Facebook to Remove Public Reaction Numbers

If one happens to visit Facebook’s headquarters in California’s Silicon Valley, the iconic thumbs-up sign could be seen placed outside the main entrance. This expresses the extent upon which Facebook became synonymous with “likes”. 

However, as part of social media platforms’ efforts to reduce the stress correlated with the usage of their apps, Facebook is rethinking the feature of likes.

This may have come after the many studies that have found a relationship between stress and anxiety and social media usage frequency and duration of use, especially among youth, which make up the bulk of social media users. 

Facebook has recently announced that it will roll out a test in Australia that will include hiding the number of likes, reactions, and the number of views on videos from posts. However, those metrics will still be available to the author of the post to see. 

This test will apply to posts of pages and users, in addition to ads, and will slowly reach the majority of Facebook’s users in Australia. If successful, this will then arrive at other countries.  
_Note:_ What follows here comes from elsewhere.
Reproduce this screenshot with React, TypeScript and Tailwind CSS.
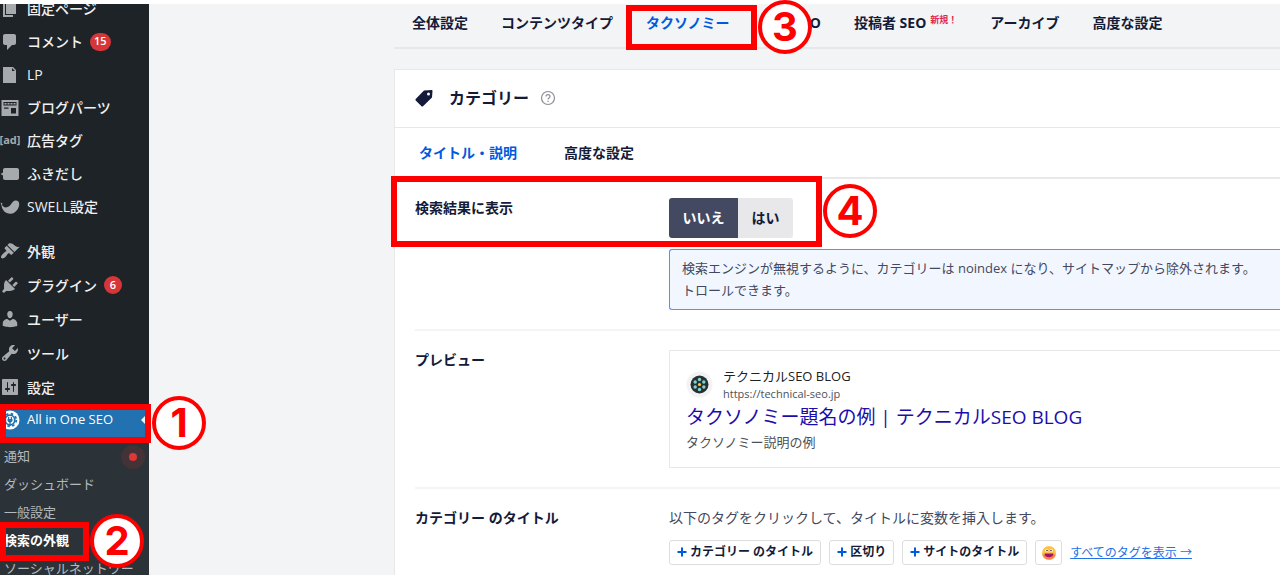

A Facebook spokesperson announced in a statement “We are running a limited test where like, reaction and video view counts are made private across Facebook. We will gather feedback to understand whether this change will improve people’s experiences”.

Facebook has previously claimed its consideration to hide likes earlier this month. 

In a similar manner, Facebook-owned Instagram announced on April of this year, as part of the aim to reduce pressure on its platform, that it will start testing hiding the number of likes in Canada, where an Instagram spokesperson said “We are testing this because we want your followers to focus on the photos and videos you share, not how many likes they get”.

Instagram’s experiment then expanded to reach six other countries: Australia, New Zealand, Brazil, Japan, Italy, and Ireland. Nonetheless, the platform didn’t share any data of the trial to the public.

Both Facebook’s and Instagram’s new feature of hiding likes enables users to view reactions on posts as “[name of user] and others, where they can see the list of users who have reacted, without being able to see the number. 

It is still not clear whether those tests will receive positive reviews from the largest percentage of users of both platforms, however, some insights could already be encountered. For instance, concerns are being expressed by Instagram influencers around the tests, especially those who have built a business because of it, since those of them working with brands on sponsored content is partly paid based on the engagement of their posts, which includes the number of likes. 

However, the new feature will have less of an impact on Facebook’s influencers, according to Kamiu Lee, CEO of influencer marketing platform Activate, mostly because “Instagram is a much bigger platform in the influencer space,” as she said.

On the contrary, the director of policy for Facebook Australia; Mia Garlick, explained to the Australian Associated Press that positive feedback is already being heard from a large number of mental health organizations, and anti-bullying groups they work with.

This move will possibly make users more comfortable to share things on the platforms, as the removal of the number of likes decreases negative comparisons between users, and helps them focus on the quality of the content being posted rather on the number of reactions as Garlick explained. 

It still remains unclear whether a genuine relationship could be established between the mental health of social media platforms users and likes. Some studies find no evidence of a relationship, while others propose that individuals who tend to be self-critical may possibly interpret fewer likes as a threat to their self-worth. As a psychology professor at Northwestern University; Renee Engeln, previously told CNN Business “Likes are powerful because they are immediate feedback,”, “In a way, likes give you the same kind of hit like a gambler gets at a slot machine.”

Although the area of research on mental health and social media is still new and emerging, it is important that social media platforms, especially tech giants, take initiatives to curb rising mental health concerns linked to the usage of their platforms, especially since they occupy a large proportion of people’s time and lives.